--- START Supplied information ---

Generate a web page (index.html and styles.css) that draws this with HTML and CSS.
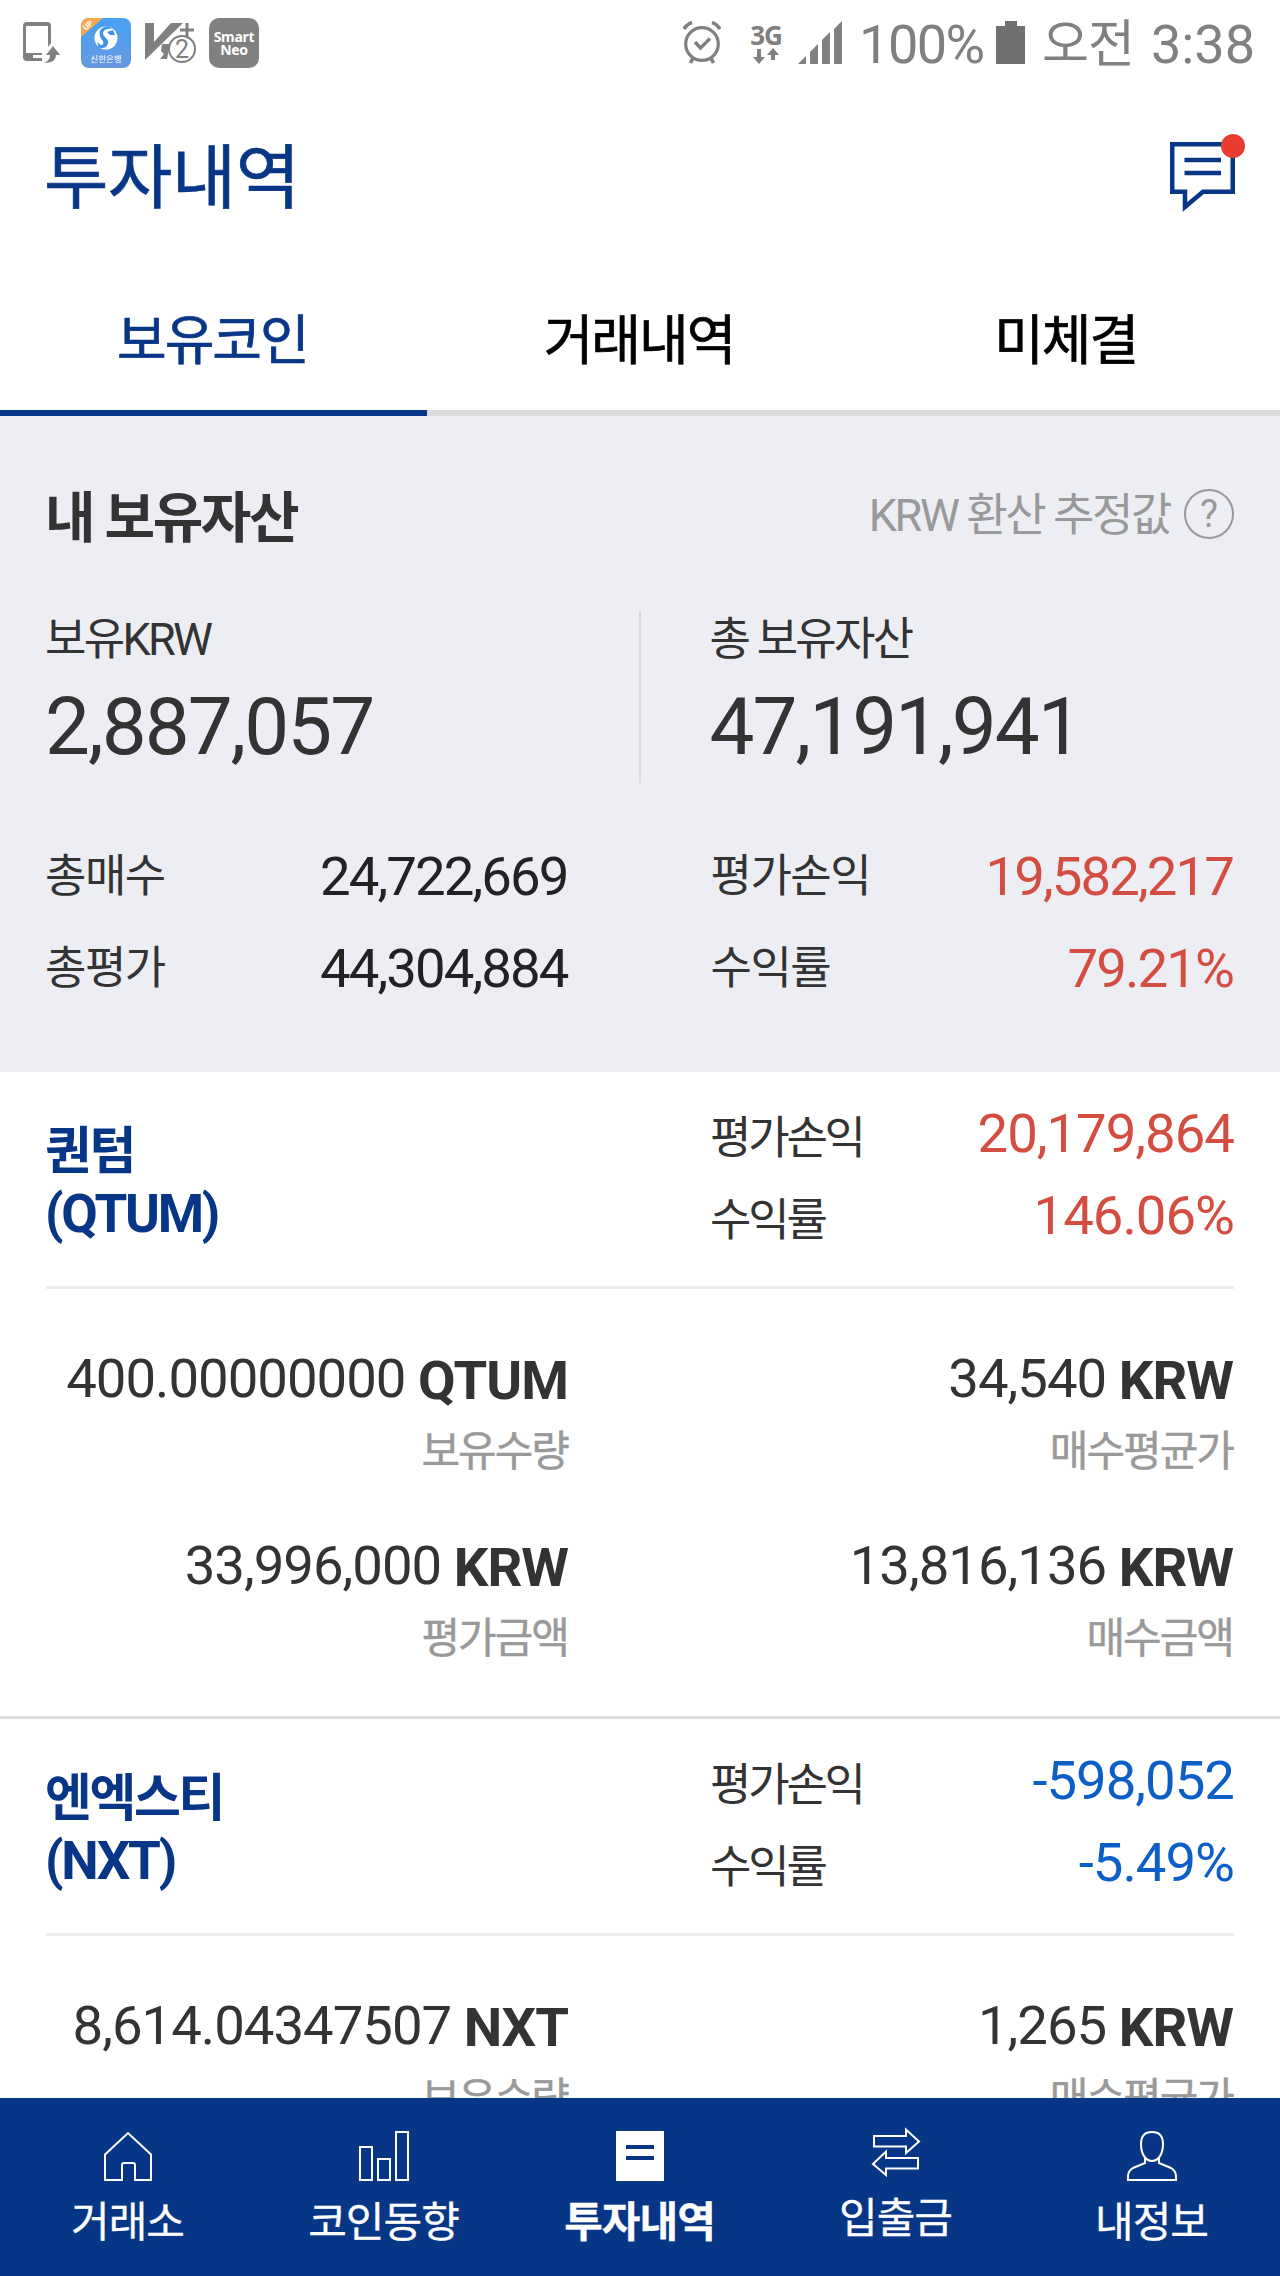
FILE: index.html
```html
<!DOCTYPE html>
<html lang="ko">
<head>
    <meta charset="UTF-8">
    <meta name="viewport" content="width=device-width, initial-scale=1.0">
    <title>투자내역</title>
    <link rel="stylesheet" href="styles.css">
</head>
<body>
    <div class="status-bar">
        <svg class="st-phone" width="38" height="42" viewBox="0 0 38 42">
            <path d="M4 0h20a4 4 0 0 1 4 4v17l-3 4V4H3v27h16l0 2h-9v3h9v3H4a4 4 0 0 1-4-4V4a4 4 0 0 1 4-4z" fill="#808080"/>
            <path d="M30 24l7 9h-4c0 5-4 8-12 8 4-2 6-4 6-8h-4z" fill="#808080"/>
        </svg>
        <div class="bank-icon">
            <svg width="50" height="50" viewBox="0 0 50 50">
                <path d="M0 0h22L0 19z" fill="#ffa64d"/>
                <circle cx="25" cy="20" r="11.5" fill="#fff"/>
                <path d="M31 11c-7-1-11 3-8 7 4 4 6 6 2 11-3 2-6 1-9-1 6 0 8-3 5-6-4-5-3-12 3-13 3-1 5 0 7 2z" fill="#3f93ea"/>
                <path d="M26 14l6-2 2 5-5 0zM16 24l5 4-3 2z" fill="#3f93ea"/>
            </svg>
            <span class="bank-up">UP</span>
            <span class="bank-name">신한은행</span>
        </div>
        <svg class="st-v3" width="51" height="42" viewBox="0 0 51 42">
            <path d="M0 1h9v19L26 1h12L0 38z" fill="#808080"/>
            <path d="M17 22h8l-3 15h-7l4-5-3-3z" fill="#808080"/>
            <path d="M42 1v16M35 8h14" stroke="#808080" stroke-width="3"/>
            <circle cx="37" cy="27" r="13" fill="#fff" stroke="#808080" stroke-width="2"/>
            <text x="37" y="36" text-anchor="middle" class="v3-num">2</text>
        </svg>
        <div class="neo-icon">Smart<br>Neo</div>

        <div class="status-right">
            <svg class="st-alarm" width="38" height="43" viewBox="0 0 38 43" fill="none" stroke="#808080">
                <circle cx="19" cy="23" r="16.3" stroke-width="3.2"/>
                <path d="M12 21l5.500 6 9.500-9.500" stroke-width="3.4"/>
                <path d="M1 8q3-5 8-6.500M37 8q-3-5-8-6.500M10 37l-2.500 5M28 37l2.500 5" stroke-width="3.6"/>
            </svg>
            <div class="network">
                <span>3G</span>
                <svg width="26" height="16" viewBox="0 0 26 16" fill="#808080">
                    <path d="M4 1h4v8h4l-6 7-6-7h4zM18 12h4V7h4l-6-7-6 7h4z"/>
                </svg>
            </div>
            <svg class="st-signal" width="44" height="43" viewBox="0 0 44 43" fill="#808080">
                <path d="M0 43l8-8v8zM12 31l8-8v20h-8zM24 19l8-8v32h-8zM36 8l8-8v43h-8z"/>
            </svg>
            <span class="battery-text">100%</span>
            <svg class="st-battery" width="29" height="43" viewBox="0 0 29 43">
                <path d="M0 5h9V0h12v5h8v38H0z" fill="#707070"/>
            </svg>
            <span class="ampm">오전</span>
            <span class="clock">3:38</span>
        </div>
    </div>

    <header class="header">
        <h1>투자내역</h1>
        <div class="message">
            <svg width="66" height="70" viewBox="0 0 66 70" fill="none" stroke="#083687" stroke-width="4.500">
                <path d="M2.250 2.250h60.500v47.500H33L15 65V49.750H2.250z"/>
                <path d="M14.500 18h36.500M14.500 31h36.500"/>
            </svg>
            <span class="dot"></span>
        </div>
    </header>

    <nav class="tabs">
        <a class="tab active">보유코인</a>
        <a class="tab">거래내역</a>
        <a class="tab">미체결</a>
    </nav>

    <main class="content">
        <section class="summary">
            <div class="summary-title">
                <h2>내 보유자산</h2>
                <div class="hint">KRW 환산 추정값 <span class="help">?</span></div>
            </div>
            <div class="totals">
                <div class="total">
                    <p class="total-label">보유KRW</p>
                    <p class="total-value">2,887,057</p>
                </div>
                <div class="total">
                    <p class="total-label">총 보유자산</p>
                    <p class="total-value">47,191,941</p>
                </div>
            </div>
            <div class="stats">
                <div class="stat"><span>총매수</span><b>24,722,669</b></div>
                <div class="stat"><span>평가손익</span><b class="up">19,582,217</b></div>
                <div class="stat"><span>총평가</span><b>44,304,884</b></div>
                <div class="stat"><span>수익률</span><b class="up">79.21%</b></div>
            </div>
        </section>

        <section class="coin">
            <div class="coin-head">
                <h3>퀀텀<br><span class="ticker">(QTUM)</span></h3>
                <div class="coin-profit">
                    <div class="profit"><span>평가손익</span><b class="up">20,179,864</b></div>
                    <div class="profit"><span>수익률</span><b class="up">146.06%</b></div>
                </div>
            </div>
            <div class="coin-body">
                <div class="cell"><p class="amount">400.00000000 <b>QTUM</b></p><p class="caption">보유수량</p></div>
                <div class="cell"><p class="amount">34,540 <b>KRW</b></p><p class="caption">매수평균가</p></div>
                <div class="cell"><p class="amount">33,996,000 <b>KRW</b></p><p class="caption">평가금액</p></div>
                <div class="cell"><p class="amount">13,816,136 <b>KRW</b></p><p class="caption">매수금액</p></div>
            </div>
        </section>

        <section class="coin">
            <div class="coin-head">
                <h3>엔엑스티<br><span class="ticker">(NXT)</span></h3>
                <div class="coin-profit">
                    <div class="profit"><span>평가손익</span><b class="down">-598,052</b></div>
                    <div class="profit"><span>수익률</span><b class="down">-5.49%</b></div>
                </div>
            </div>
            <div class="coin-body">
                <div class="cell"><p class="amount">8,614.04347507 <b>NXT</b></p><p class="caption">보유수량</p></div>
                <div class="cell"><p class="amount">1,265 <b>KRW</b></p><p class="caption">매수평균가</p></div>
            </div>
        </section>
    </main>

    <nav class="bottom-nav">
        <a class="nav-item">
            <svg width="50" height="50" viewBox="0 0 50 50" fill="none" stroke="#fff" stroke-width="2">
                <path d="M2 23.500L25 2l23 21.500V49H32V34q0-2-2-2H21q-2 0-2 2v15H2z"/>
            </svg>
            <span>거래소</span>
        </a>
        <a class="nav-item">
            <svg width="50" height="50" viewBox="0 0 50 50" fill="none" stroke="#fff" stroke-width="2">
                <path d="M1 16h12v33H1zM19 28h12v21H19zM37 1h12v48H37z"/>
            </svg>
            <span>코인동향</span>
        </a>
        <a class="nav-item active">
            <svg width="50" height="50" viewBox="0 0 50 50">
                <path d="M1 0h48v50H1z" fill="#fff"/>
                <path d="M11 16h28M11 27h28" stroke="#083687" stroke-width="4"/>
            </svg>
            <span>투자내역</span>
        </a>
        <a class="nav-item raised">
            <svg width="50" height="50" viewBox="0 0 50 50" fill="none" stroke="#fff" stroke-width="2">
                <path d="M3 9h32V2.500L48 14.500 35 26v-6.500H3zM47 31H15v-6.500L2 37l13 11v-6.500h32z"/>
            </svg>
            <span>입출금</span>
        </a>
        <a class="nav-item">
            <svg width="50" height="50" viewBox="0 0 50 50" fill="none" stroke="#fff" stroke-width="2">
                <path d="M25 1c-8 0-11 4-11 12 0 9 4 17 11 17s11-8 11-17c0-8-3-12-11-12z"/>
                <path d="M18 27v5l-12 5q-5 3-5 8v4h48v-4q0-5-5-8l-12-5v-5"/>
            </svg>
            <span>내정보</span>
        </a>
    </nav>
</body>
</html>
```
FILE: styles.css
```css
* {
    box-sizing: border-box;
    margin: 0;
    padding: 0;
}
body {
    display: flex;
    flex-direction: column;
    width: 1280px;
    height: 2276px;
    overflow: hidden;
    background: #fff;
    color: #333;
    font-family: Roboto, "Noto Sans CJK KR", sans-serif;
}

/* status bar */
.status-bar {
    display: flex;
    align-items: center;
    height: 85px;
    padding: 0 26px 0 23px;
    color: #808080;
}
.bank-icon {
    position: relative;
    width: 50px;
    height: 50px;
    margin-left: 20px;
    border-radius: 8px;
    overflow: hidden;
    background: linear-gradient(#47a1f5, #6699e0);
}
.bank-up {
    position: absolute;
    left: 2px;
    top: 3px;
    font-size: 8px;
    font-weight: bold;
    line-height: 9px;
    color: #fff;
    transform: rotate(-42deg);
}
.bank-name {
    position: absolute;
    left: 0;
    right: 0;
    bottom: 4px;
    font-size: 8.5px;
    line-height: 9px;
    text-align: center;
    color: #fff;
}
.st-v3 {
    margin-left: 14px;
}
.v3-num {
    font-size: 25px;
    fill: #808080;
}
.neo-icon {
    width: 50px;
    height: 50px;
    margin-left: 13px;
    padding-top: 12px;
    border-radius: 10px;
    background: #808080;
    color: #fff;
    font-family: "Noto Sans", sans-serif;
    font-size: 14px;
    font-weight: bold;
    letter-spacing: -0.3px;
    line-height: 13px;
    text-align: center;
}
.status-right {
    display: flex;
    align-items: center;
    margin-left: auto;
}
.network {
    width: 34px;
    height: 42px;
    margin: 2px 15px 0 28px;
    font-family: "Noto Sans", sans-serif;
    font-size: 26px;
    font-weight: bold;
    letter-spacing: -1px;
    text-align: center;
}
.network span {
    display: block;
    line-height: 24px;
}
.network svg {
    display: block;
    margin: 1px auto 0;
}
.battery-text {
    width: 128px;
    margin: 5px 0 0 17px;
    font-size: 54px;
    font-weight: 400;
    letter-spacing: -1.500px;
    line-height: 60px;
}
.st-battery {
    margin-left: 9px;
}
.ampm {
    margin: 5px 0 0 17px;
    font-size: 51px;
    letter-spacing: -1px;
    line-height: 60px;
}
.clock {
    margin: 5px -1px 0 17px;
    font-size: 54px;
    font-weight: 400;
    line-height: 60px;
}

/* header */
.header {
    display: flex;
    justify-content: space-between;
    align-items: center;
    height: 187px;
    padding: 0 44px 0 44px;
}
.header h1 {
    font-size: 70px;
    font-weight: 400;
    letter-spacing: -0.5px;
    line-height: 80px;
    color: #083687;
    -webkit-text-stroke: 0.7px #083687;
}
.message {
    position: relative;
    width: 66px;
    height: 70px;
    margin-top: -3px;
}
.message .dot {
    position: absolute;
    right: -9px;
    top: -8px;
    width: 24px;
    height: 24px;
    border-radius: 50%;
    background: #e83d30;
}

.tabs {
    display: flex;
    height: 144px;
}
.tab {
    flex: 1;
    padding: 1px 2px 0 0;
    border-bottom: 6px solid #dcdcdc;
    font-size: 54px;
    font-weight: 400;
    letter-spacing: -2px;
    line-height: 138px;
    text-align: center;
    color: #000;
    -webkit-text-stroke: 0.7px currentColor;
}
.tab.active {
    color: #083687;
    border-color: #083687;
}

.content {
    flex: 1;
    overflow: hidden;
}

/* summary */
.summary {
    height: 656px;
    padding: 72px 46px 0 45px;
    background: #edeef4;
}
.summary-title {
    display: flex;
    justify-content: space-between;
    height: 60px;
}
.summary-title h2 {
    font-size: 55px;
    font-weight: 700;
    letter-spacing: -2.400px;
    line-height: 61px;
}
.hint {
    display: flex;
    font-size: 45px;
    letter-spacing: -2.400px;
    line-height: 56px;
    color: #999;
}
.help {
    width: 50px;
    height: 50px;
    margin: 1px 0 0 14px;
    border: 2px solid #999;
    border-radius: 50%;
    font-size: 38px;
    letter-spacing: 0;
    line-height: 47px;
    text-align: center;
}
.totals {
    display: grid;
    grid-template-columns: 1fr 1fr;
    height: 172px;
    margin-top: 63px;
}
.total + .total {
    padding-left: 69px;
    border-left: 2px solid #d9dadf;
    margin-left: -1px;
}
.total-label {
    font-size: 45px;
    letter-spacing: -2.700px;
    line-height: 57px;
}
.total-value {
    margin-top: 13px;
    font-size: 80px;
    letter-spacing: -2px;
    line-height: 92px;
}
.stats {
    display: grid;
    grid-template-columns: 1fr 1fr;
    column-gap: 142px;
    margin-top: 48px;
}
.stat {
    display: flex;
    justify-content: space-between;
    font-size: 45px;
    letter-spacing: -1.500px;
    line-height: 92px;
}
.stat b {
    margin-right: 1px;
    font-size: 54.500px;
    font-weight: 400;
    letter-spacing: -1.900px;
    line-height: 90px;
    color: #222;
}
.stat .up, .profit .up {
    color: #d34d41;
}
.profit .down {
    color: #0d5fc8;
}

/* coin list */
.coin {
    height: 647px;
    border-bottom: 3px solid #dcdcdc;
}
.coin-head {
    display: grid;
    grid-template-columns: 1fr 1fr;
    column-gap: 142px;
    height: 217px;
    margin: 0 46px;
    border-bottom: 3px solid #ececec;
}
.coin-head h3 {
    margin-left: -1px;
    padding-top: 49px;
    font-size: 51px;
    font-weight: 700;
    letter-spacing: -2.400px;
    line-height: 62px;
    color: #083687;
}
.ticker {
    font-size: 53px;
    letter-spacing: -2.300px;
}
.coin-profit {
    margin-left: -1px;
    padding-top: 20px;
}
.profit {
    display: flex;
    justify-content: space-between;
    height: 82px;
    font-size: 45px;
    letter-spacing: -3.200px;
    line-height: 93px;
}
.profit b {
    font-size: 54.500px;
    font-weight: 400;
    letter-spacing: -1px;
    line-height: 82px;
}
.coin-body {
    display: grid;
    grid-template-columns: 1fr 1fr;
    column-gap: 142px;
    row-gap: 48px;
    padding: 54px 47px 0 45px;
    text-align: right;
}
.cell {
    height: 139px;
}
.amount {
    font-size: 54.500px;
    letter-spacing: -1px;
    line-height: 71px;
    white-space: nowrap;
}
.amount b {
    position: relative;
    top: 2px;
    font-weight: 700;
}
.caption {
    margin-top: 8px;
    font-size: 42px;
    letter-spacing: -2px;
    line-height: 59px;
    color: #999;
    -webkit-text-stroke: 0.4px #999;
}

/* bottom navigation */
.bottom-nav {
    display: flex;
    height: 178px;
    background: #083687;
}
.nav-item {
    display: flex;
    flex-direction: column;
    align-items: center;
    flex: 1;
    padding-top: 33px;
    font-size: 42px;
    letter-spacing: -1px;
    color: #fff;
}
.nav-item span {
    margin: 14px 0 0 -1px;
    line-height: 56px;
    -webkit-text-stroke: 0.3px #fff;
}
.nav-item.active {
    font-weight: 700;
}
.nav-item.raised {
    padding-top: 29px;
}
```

--- END Supplied information ---

Set problem:
Above is a listing; report how many of its lines include the word "index", giving the number only.

Solution to this task:
2